Groups want end to sharing data on kids seeking asylum
Earlier this year, the federal agency tasked with caring for asylum-seeking children separated from their parents at the U.S.-Mexican border officially took on a new, little heralded role: helping to deport relatives of the young migrants.
In a Wednesday letter to the heads of the Department of Health and Human Services and the Department of Homeland Security, 112 civil-liberties and immigrant-rights groups, child-welfare advocates and privacy activists are crying foul, demanding an immediate halt to what they call an illegal practice.
HHS and DHS are using information on U.S.-based relatives and other potential sponsors obtained from detained children to “arrest and deport those families,” the authors complain. Already, they write, “families have become too scared to step forward to sponsor children.”
The new role for the Office of Refugee Resettlement, an HHS unit that works to reunite unaccompanied migrant children with relatives until their legal status can be resolved, began under an information-sharing agreement it quietly signed in April with immigration enforcement agencies in DHS.
Fingerprints and personal data from would-be sponsors and members of their households were then fed into a DHS database originally intended to track criminal histories — but revamped in May to aid immigration verification, government documents show.
Wednesday’s letter complains that federal, state and local authorities — and some foreign governments — have virtually untrammeled access to that database, which could subject law-abiding potential sponsors to unwarranted scrutiny.
Federal officials say the information-sharing aims to protect the migrant kids from traffickers and other abuse. But since it began, the average time children spend in federal custody has roughly doubled to more than two months.

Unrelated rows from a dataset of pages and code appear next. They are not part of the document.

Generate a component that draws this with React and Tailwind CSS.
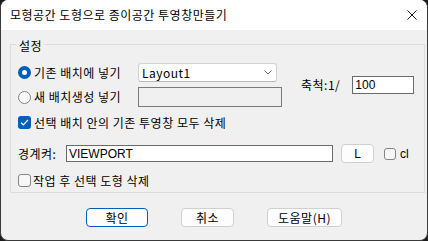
import React from "react";

const lat = "font-['Liberation_Sans',Arial,sans-serif] tracking-normal";

function Radio(props) {
  if (props.checked) {
    return (
      <span className="flex h-[13px] w-[13px] shrink-0 items-center justify-center rounded-full bg-[#005fb8]">
        <span className="h-[5px] w-[5px] rounded-full bg-white" />
      </span>
    );
  }
  return <span className="h-[13px] w-[13px] shrink-0 rounded-full border border-[#858585] bg-[#f7f7f7]" />;
}

function Check(props) {
  const size = props.small ? "h-[12px] w-[12px]" : "h-[13px] w-[13px]";
  if (props.checked) {
    return (
      <span className={`flex ${size} shrink-0 items-center justify-center rounded-[3px] bg-[#005fb8]`}>
        <svg width="9" height="7" viewBox="0 0 9 7" fill="none">
          <path d="M1 3.6 L3.3 5.8 L8 1" stroke="white" strokeWidth="1.2" />
        </svg>
      </span>
    );
  }
  return <span className={`block ${size} shrink-0 rounded-[3px] border border-[#858585] bg-[#f7f7f7]`} />;
}

function Button(props) {
  return (
    <div
      className={`flex h-[19px] items-center justify-center rounded-[4px] bg-[#fdfdfd] text-[12px] leading-[16px] text-black ${
        props.primary ? "border border-[#005fb8]" : "border border-[#d0d0d0]"
      } ${props.width}`}
    >
      {props.children}
    </div>
  );
}

export default function App() {
  return (
    <div className="h-[241px] w-[428px] bg-[#1c1c1c] font-['Noto_Sans_CJK_KR','Noto_Sans',sans-serif] tracking-[0.5px]">
      <div className="flex h-full flex-col overflow-hidden rounded-[8px] border-x border-b border-[#3a3a3a] bg-[#f0f0f0] text-black">
        <div className="flex h-[30px] shrink-0 items-center justify-between bg-white pl-[9px] pr-[10px]">
          <span className="text-[12px] leading-[16px]">모형공간 도형으로 종이공간 투영창만들기</span>
          <svg width="10" height="10" viewBox="0 0 10 10">
            <path d="M0.5 0.5 L9.5 9.5 M9.5 0.5 L0.5 9.5" stroke="#1a1a1a" strokeWidth="1" />
          </svg>
        </div>

        <div className="pl-[9px] pt-[14px]">
          <div className="relative h-[149px] w-[415px] border border-[#dcdcdc] pl-[7px] pt-[18px]">
            <span className="absolute left-[6px] top-[-7px] bg-[#f0f0f0] px-[2px] text-[12px] leading-[16px]">
              설정
            </span>

            <div className="flex items-center">
              <div className="flex flex-col gap-[5px]">
                <div className="flex h-[19px] items-center">
                  <Radio checked />
                  <span className="ml-[3px] w-[104px] text-[12px] leading-[16px]">기존 배치에 넣기</span>
                  <div className="flex h-[19px] w-[139px] items-center justify-between rounded-[3px] border border-[#d2d2d2] border-b-[#b8b8b8] bg-white pl-[3px] pr-[4px]">
                    <span className="text-[12px] leading-[16px]">Layout1</span>
                    <svg width="8" height="5" viewBox="0 0 8 5" fill="none">
                      <path d="M0.5 0.5 L4 4 L7.5 0.5" stroke="#6b6b6b" strokeWidth="1" />
                    </svg>
                  </div>
                </div>
                <div className="flex h-[20px] items-center">
                  <Radio />
                  <span className="ml-[3px] w-[104px] text-[12px] leading-[16px]">새 배치생성 넣기</span>
                  <div className="h-[20px] w-[144px] border border-[#7a7a7a] bg-[#f0f0f0]" />
                </div>
              </div>
              <span className="ml-[19px] text-[12px] leading-[16px]">축척:1/</span>
              <div className="ml-[12px] flex h-[18px] w-[62px] items-center border border-[#6a6a6a] bg-white pl-[2px]">
                <span className={`text-[12px] leading-[14px] ${lat}`}>100</span>
              </div>
            </div>

            <div className="mt-[9px] flex h-[13px] items-center">
              <Check checked />
              <span className="ml-[3px] text-[12px] leading-[16px]">선택 배치 안의 기존 투영창 모두 삭제</span>
            </div>

            <div className="mt-[15px] flex h-[19px] items-center">
              <span className="w-[48px] text-[12px] leading-[16px]">경계켜:</span>
              <div className="flex h-[17px] w-[267px] items-center border border-[#6a6a6a] bg-white pl-[2px]">
                <span className={`text-[12px] leading-[14px] ${lat}`}>VIEWPORT</span>
              </div>
              <div
                className={`ml-[8px] flex h-[19px] w-[33px] items-center justify-center rounded-[4px] border border-[#d0d0d0] bg-[#fdfdfd] text-[12px] leading-[14px] ${lat}`}
              >
                L
              </div>
              <div className="ml-[10px] flex">
                <Check small />
              </div>
              <span className={`ml-[4px] text-[12px] leading-[14px] ${lat}`}>cl</span>
            </div>

            <div className="mt-[11px] flex h-[13px] items-center">
              <Check />
              <span className="ml-[2px] text-[12px] leading-[16px]">작업 후 선택 도형 삭제</span>
            </div>
          </div>
        </div>

        <div className="ml-[85px] mt-[15px] flex gap-[33px]">
          <Button primary width="w-[62px]">
            확인
          </Button>
          <Button width="w-[53px]">취소</Button>
          <Button width="w-[75px]">도움말(H)</Button>
        </div>
      </div>
    </div>
  );
}
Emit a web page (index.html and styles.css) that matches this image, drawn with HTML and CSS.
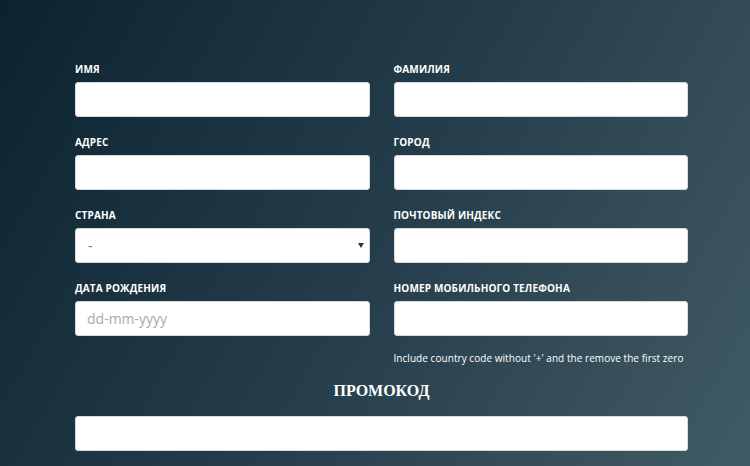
FILE: index.html
```html
<!DOCTYPE html>
<html lang="ru">
<head>
<meta charset="utf-8">
<link rel="stylesheet" href="styles.css">
</head>
<body>
<form class="form">
  <div class="grid">
    <div class="field"><label class="label">Имя</label><input class="input" type="text"></div>
    <div class="field"><label class="label">Фамилия</label><input class="input" type="text"></div>
    <div class="field"><label class="label">Адрес</label><input class="input" type="text"></div>
    <div class="field"><label class="label">Город</label><input class="input" type="text"></div>
    <div class="field"><label class="label">Страна</label>
      <div class="select"><span class="select-value">-</span><span class="select-arrow"></span></div>
    </div>
    <div class="field"><label class="label">Почтовый индекс</label><input class="input" type="text"></div>
    <div class="field"><label class="label">Дата рождения</label><input class="input" type="text" placeholder="dd-mm-yyyy"></div>
    <div class="field"><label class="label">Номер мобильного телефона</label><input class="input" type="text">
      <p class="hint">Include country code without '+' and the remove the first zero</p>
    </div>
  </div>
  <h3 class="promo-title">ПРОМОКОД</h3>
  <input class="input" type="text">
</form>
</body>
</html>
```
FILE: styles.css
```css
html, body {
  margin: 0;
  height: 100%;
}
body {
  background: linear-gradient(120deg, #0c2230 0%, #253d4b 50%, #415b64 100%);
  font-family: "Open Sans", "Liberation Sans", sans-serif;
  overflow: hidden;
}
.form {
  width: 613px;
  margin-left: 75px;
  padding-top: 63px;
}
.grid {
  display: grid;
  grid-template-columns: 1fr 1fr;
  column-gap: 24px;
  row-gap: 19px;
}
.field {
  display: flex;
  flex-direction: column;
}
.label {
  color: #fff;
  font-size: 10px;
  font-weight: 700;
  text-transform: uppercase;
  line-height: 13px;
  margin-bottom: 6px;
  letter-spacing: 0.15px;
}
.input, .select {
  box-sizing: border-box;
  width: 100%;
  height: 35px;
  border: 1px solid #d6d9dc;
  border-radius: 3px;
  background: #fff;
  padding: 0 11px;
  font-family: "Open Sans", sans-serif;
  font-size: 14px;
  color: #333;
  outline: none;
  display: block;
}
.input::placeholder {
  color: #a9a9a9;
}
.select {
  display: flex;
  align-items: center;
  justify-content: space-between;
  padding: 0 4px 0 12px;
}
.select-value {
  color: #777;
  font-size: 14px;
}
.select-arrow {
  width: 0;
  height: 0;
  border-left: 3px solid transparent;
  border-right: 3px solid transparent;
  border-top: 5px solid #333;
  margin-right: 1px;
}
.hint {
  margin: 15px 0 0;
  color: #fff;
  font-size: 10px;
  line-height: 14px;
  white-space: nowrap;
  letter-spacing: 0.05px;
}
.promo-title {
  margin: 16px 0 15px;
  text-align: center;
  color: #fff;
  font-family: "Liberation Serif", "Times New Roman", serif;
  font-size: 16px;
  font-weight: 700;
  line-height: 20px;
}
```
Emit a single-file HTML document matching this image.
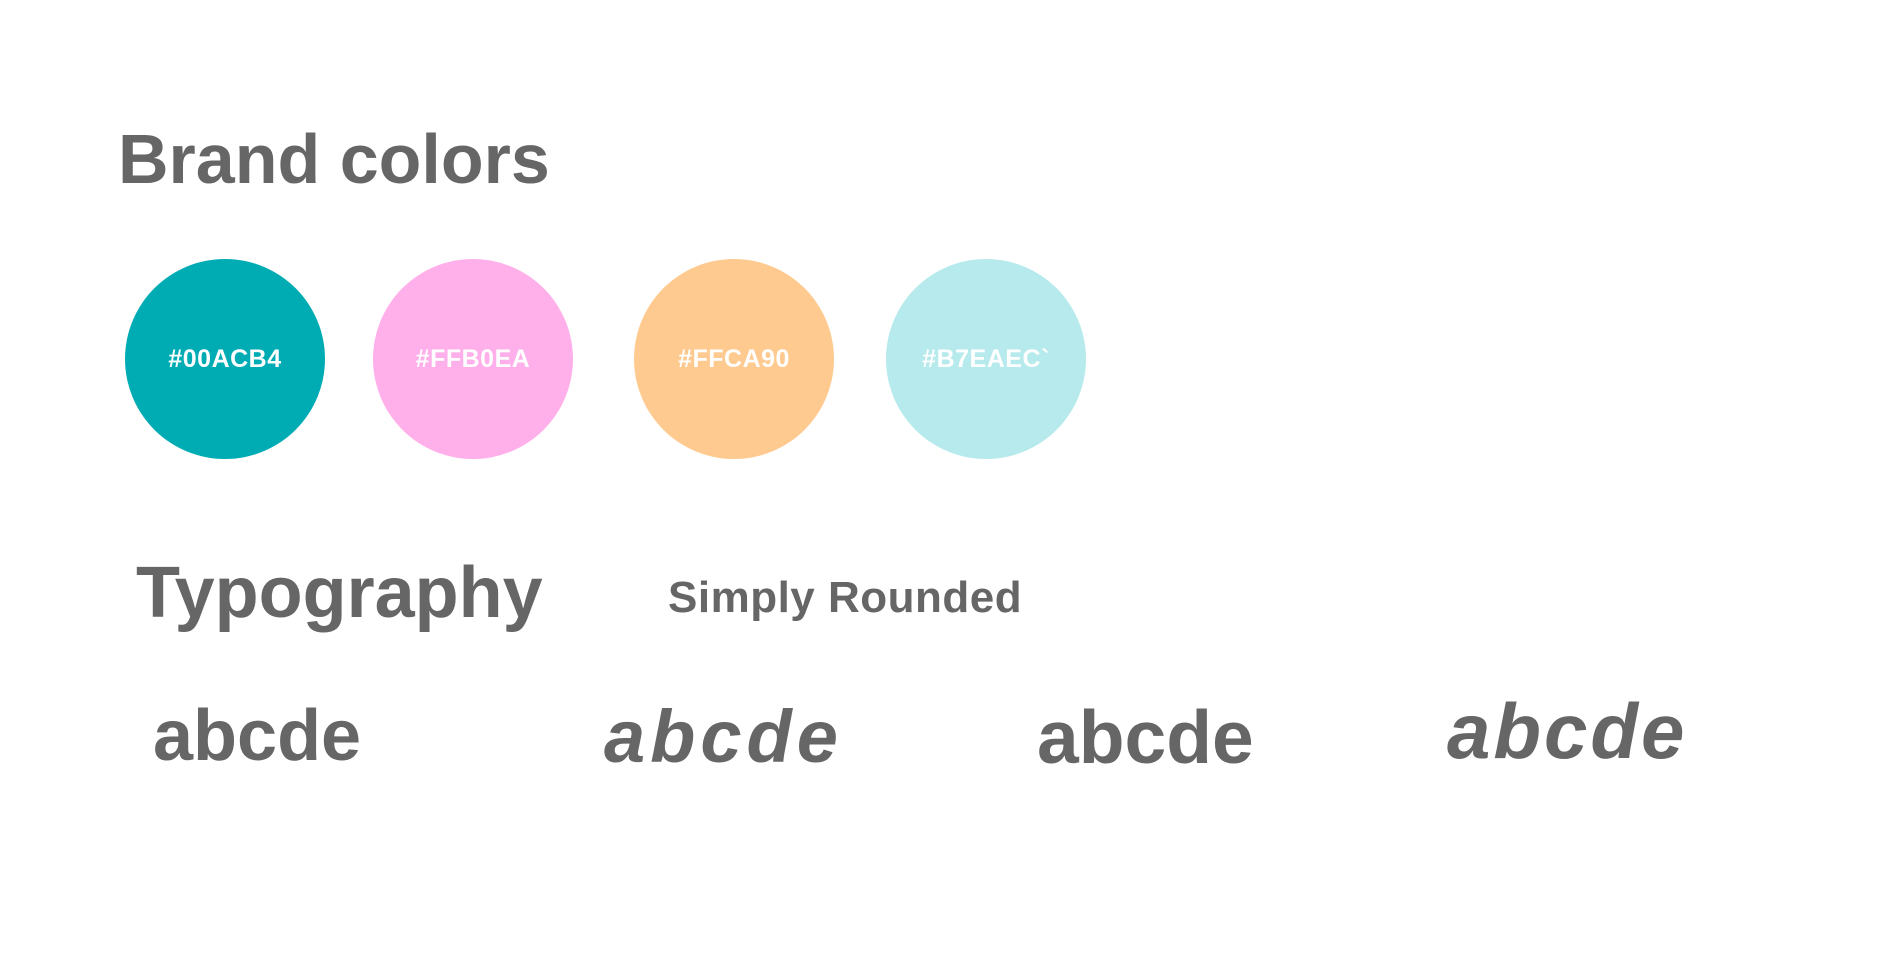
<!DOCTYPE html>
<html><head><meta charset="utf-8"><style>
html,body{margin:0;padding:0;background:#fff;width:1894px;height:963px;overflow:hidden}
body{position:relative;font-family:"Liberation Sans",sans-serif;color:#666;font-weight:bold}
.t{position:absolute;white-space:nowrap;line-height:1}
.c{position:absolute;width:200px;height:200px;border-radius:50%;top:259px;display:flex;align-items:center;justify-content:center;color:#fff;font-size:25px;font-weight:bold;letter-spacing:0.5px}
</style></head><body>
<div class="t" style="left:118px;top:124px;font-size:70px;letter-spacing:0px">Brand colors</div>
<div class="c" style="left:125px;background:#00acb4">#00ACB4</div>
<div class="c" style="left:373px;background:#ffb0ea">#FFB0EA</div>
<div class="c" style="left:634px;background:#ffca90">#FFCA90</div>
<div class="c" style="left:886px;background:#b7eaec">#B7EAEC`</div>
<div class="t" style="left:136px;top:557px;font-size:72px;letter-spacing:0px">Typography</div>
<div class="t" style="left:668px;top:576px;font-size:44px;letter-spacing:0.5px">Simply Rounded</div>
<div class="t" style="left:153px;top:700px;font-size:72px">abcde</div>
<div class="t" style="left:604px;top:700px;font-size:74px;font-style:italic;letter-spacing:5px">abcde</div>
<div class="t" style="left:1037px;top:700px;font-size:75px">abcde</div>
<div class="t" style="left:1447px;top:692px;font-size:78px;font-style:italic;letter-spacing:3px">abcde</div>
</body></html>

Worse, child-welfare advocates say, the arrangement has made unwitting snitches of the children themselves — most of them Central Americans fleeing some of the world’s most violent, lawless nations.
“Children are being turned into bait to gather unprecedented amounts of information from immigrant communities,” said Becky Wolozin, an attorney with the Legal Aid Justice Center, which signed the letter. The center is representing immigrant children in a federal case in Virginia that challenges the informationsharing as arbitrary and capricious.
Neither the refugee-resettlement office nor the Homeland Security Department responded directly to questions about whether the arrangement violates legal protections for unaccompanied migrant children, which require they be held by authorities the shortest possible time.